Ленко после её ухода сильно сдал.
– Я долго без моей Анюшки не проживу, – как-то раз грустно сказал он нашей бабушке.
Так и случилось. Пошёл в больницу «проверяться» – и там через месяц умер. Недолго он смог прожить без сестры. Любил её, оказывается, крепко…
Всё «наследство» досталось племяннику, которого в деревне и видели пару раз. Молодой мужчина пришёл с завещанием в сберкассу снимать деньги с книжки Леонида Ивановича, а оказалось – там шиш да ни шиша. Хватало только на похороны да на поминки.
– Не может быть! – рассвирепел племянник.
Не оказалось у Ленка никакого богатства. Да откуда же было ему взяться, когда в колхозе работали за трудодни, а потом в совхозе – за копейки?

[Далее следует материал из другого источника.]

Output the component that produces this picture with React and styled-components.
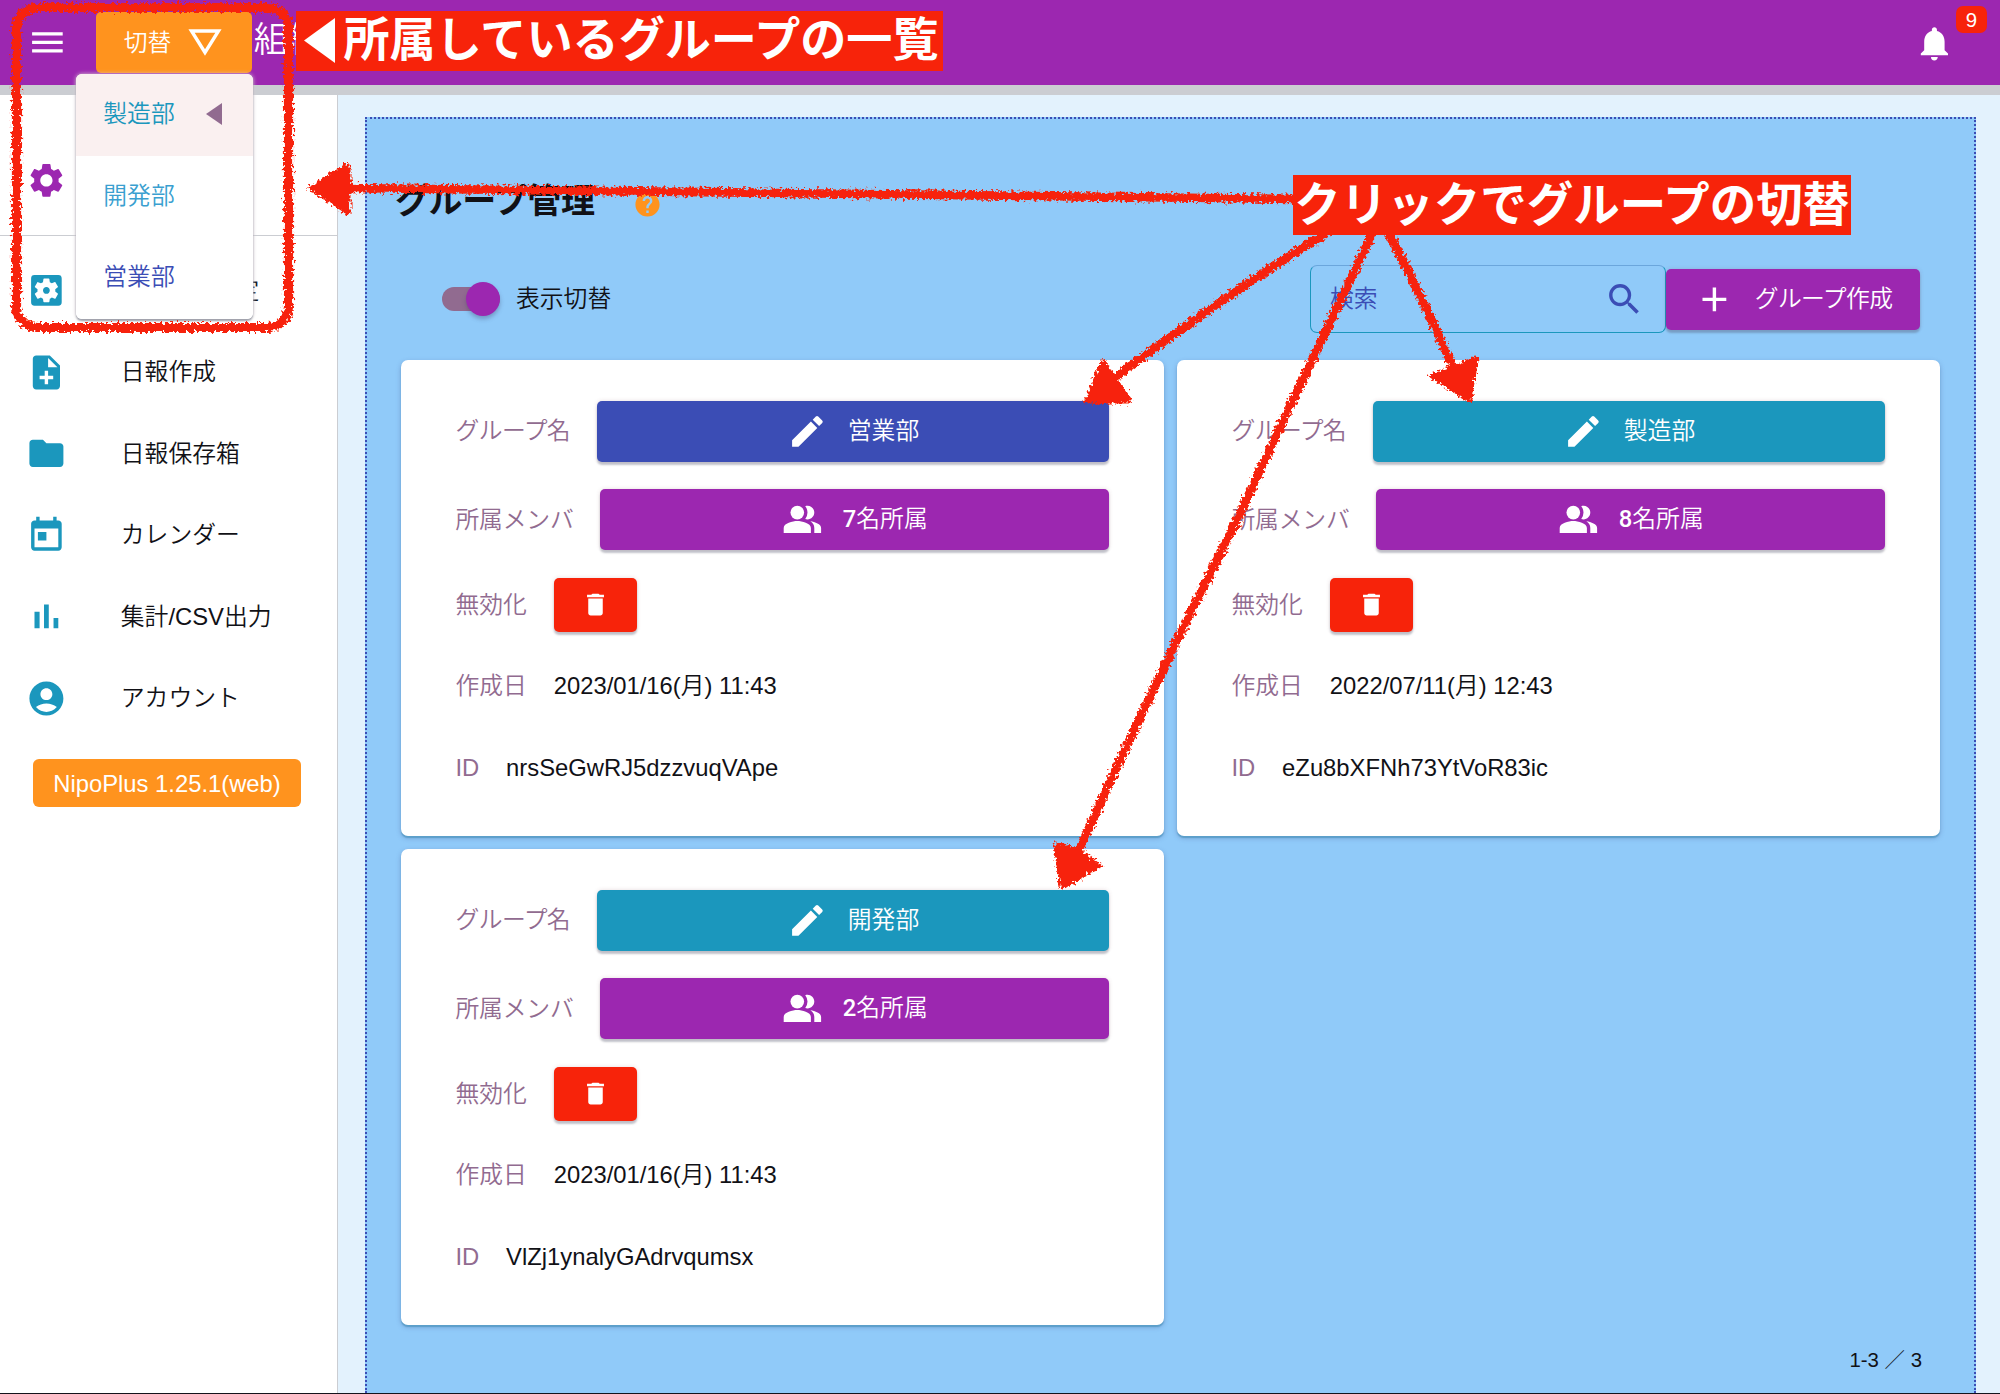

Племянник зачем-то срубил оба тополя – может, на дрова, чтобы больше денег поиметь с дядькиного хозяйства.
Не стало Ленко и Анюшки – не стало и тополей. Не видно издалека, где же дом… Лишились мы родных маяков.
На тихом деревенском погосте рядом три могилки – бабушки Сани, Анюшки и Ленка. На памятниках – одна фамилия. Как жили всю жизнь вместе, по-соседски, так и сейчас рядышком.
***
…В кровь порезал руки, выдирая сорную траву с могилок, – опять перчатки забыл. Поправлю у памятника Леониду Ивановичу выцветшую георгиевскую ленточку. Покрошу для Анюшки городских пряников, которых она так и не наелась досыта.